Swedish teen girls go punk, circa 1982, in the irresistible We Are The Best!
Swedish filmmaker Lukas Moodysson has built much of his career on the tension between belligerence and sweetness. His 1998 debut feature, released in the U.S. as Show Me Love, is a gentle teen-romance, but the film’s original title, Fucking Åmål (Åmål being the name of the town where it unfolds), sets a more confrontational tone. Four years later, Together worked similar territory, and even when Moodysson’s subsequent work became darker and aggressively experimental (Lilya 4-Ever, A Hole In My Heart, Container), a kernel of innocence always remained. We Are The Best! swings the pendulum back the other way, hard, telling the story of three teenage girls in 1982 Stockholm who form a punk-rock band. The film’s surface is as spiky as its protagonists’ hair and wardrobe, but the overall effect can only be described as downright endearing.

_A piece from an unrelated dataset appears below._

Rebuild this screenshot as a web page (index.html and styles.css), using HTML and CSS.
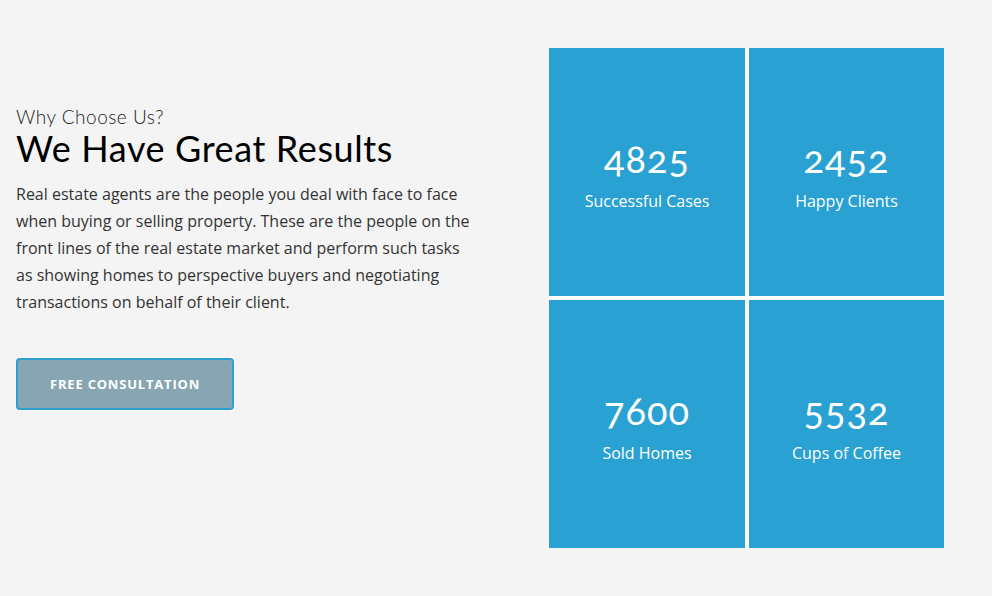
FILE: index.html
```html
<!DOCTYPE html>
<html lang="en">
<head>
    <meta charset="UTF-8">
    <meta name="viewport" content="width=device-width, initial-scale=1.0">
    <title>Why Choose Us</title>
    <link rel="stylesheet" href="styles.css">
</head>
<body>
    <section class="results">
        <div class="intro">
            <h3 class="intro-sub">Why Choose Us?</h3>
            <h2 class="intro-title">We Have Great Results</h2>
            <p class="intro-text">Real estate agents are the people you deal with face to face when buying or selling property. These are the people on the front lines of the real estate market and perform such tasks as showing homes to perspective buyers and negotiating transactions on behalf of their client.</p>
            <button class="consult-btn">FREE CONSULTATION</button>
        </div>
        <div class="stats">
            <div class="stat-box">
                <span class="stat-num">4825</span>
                <span class="stat-label">Successful Cases</span>
            </div>
            <div class="stat-box">
                <span class="stat-num">2452</span>
                <span class="stat-label">Happy Clients</span>
            </div>
            <div class="stat-box">
                <span class="stat-num">7600</span>
                <span class="stat-label">Sold Homes</span>
            </div>
            <div class="stat-box">
                <span class="stat-num">5532</span>
                <span class="stat-label">Cups of Coffee</span>
            </div>
        </div>
    </section>
</body>
</html>
```

FILE: styles.css
```css
body {
    font-family: "Open Sans", Arial, sans-serif;
    background-color: #f4f4f4;
    margin: 0;
    color: #333;
}
.results {
    display: flex;
    justify-content: space-between;
    padding: 48px 48px 48px 16px;
}
.intro {
    width: 462px;
    padding-top: 58px;
}
.intro-sub {
    font-family: Lato, sans-serif;
    font-weight: 300;
    font-size: 19px;
    letter-spacing: 0.5px;
    line-height: 22px;
    margin: 0;
    color: #222;
}
.intro-title {
    font-family: Lato, sans-serif;
    font-weight: 400;
    font-size: 36px;
    letter-spacing: 0.6px;
    line-height: 40px;
    margin: 0 0 13px;
    color: #000;
}
.intro-text {
    font-size: 16px;
    line-height: 27px;
    margin: 0 0 42px;
}
.consult-btn {
    width: 218px;
    height: 52px;
    background-color: #87a6b2;
    border: 2px solid #2e9fcf;
    border-radius: 4px;
    color: #fff;
    font-family: "Open Sans", Arial, sans-serif;
    font-weight: 700;
    font-size: 13px;
    letter-spacing: 0.8px;
    cursor: pointer;
}
.stats {
    display: grid;
    grid-template-columns: 196px 195px;
    grid-template-rows: 248px 248px;
    gap: 4px;
    background-color: #fcfcfc;
}
.stat-box {
    background-color: #2aa1d3;
    color: #fff;
    display: flex;
    flex-direction: column;
    align-items: center;
    justify-content: center;
    padding-top: 6px;
}
.stat-num {
    font-family: Lato, sans-serif;
    font-size: 38px;
    letter-spacing: 1px;
    line-height: 40px;
    font-variant-numeric: oldstyle-nums;
}
.stat-label {
    font-size: 16px;
    line-height: 22px;
    margin-top: 12px;
}
```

Initially, there are just two girls: best friends Bobo (Mira Barkhammar) and Klara (Mira Grosin). With their short haircuts (Klara sports a mohawk) and in-your-face attitude, Bobo and Klara could easily be mistaken for boys, which seems very much by design; neither has any stereotypically “girly” interests, and they spend most of their time complaining about the repressive nature of modern-day society, with all the charming naïveté of early adolescence. Both agree that punk is already dead, before it even had a chance to trickle down to their backwater, but they form a band anyway, not having a better idea of how to vent their frustration. Since neither one has any particular musical ability, however, they decide to draft Hedvig (Liv LeMoyne), a quiet, long-haired beauty who resembles everything against which they’re rebelling, but who does know how to play the guitar. Those silky blonde tresses will definitely have to go, though.
Adapted from a graphic novel by Moodysson’s wife, Coco, We Are The Best! doesn’t have much more of a narrative than that, building with low-key indifference to the band’s first gig in a neighboring town. There’s a rivalry with another band (all older males) that uses the same rehearsal space, and some drama involving Hedvig’s deeply religious mother, but the Moodyssons are primarily interested in providing a vivid snapshot of a particular time and place, lavishing all of their attention on what it meant to be a non-traditional teenage girl in Sweden circa the early ’80s. Consequently, the film is a triumph of casting and production design, with all three of the leads (especially Grosin, as the loudest and most pugnacious of the trio) creating sharply defined characters whose actions seem determined by their antiseptic environment, which they clumsily opt to reject. Viewing their exploits with affectionate good humor, Lukas Moodysson confirms here that sweet laced with sour works better for him as a recipe than vice versa.